At the same time I came across another book written by two lapsed Catholics, “Saints Preserve Us”. I found the book hilarious and inspiring. I started looking at my left handed cartoon characters as fitting into the roles of some of the patron saints. The frog and fishes was St. Anthony who is recorded as going to the riverbank and preaching to the fishes who stood on their tails in the water and listened. St. Venantius (my highwire Frog) is the patron saint invoked against danger from falling; my laundry line with bird and shorts is St. Veronica, the patroness of laundresses.
I made a series of magnetic greeting cards of the patron saints that I found humourous. Though most of the stories are actually tragic since most of the saints died martyrs’ deaths, somehow making their stories ‘over-the-top’ aided me in becoming a witness. I have frequently found people who deal with the dying in their profession often have a developed sense of humour to give them momentary relief from the tragedy. I could relate to this very deeply in my own story which emerged from my very first non-dominant hand painting which will explain why many of my paintings focused on vicious dogs.
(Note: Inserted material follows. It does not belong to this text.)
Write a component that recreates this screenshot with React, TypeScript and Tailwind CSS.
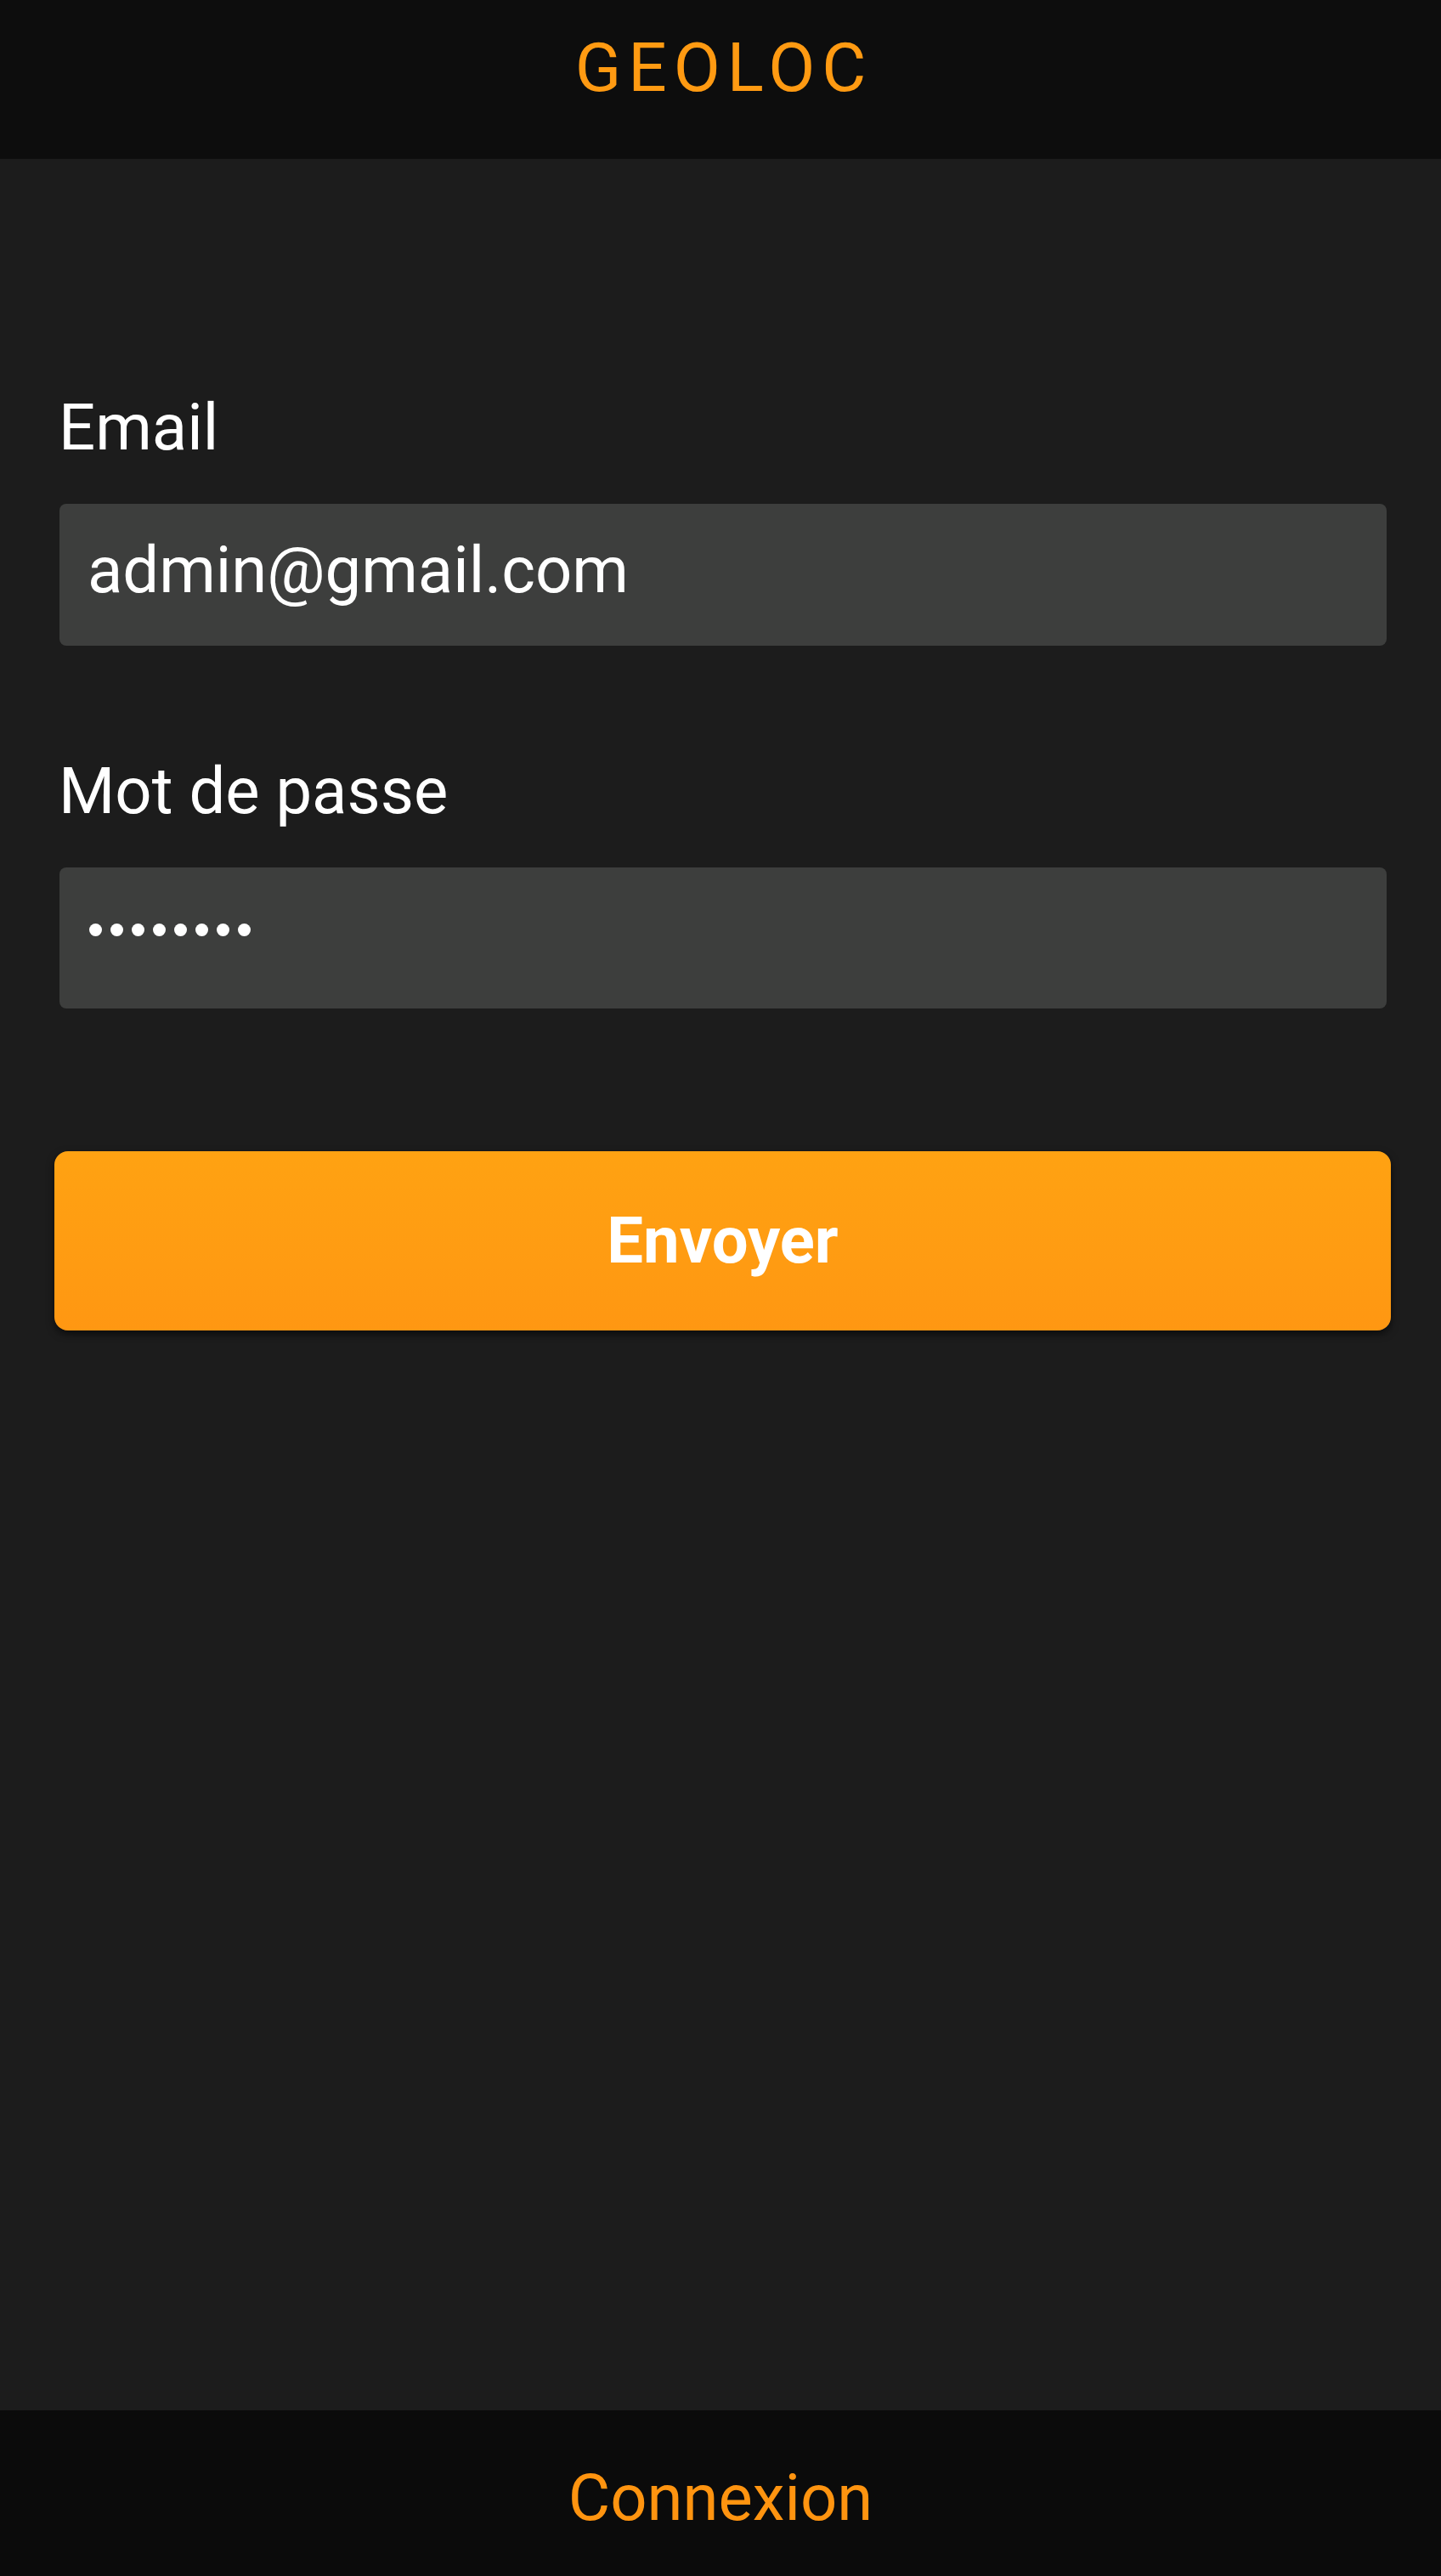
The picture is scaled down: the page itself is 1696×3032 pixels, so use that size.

When I was three I lived with a wonderful dalmation dog named Trixie who had a litter of puppies, one of which was pure white. My first painting depicted a dog in a cocoon in the earth, looking dead, with a grouping of puppies above her, one of which was a white puppy with fangs. I remembered the name of the dog as Trixie, which I had forgotten until then. I phoned my parents and asked them about the white puppy and they told me this tragic story: they had given the white puppy to their closest friends who had recently had a child. On a cool Saskatchewan day the mother had briefly gone into her home leaving the newborn in the baby carriage at the foot of a landing. The puppy jumped into the carriage for warmth supposedly and smothered the infant. My parents put down our dog, Trixie, so as not to be a reminder. As a child all I knew of this was that my dog was now gone.
I believe that I was able to look at these memories particularly because the images came out very primitively and cartoon-like. I encourage anyone to use this technique to explore their subconscious. It is a very healing tool and also a creative one.”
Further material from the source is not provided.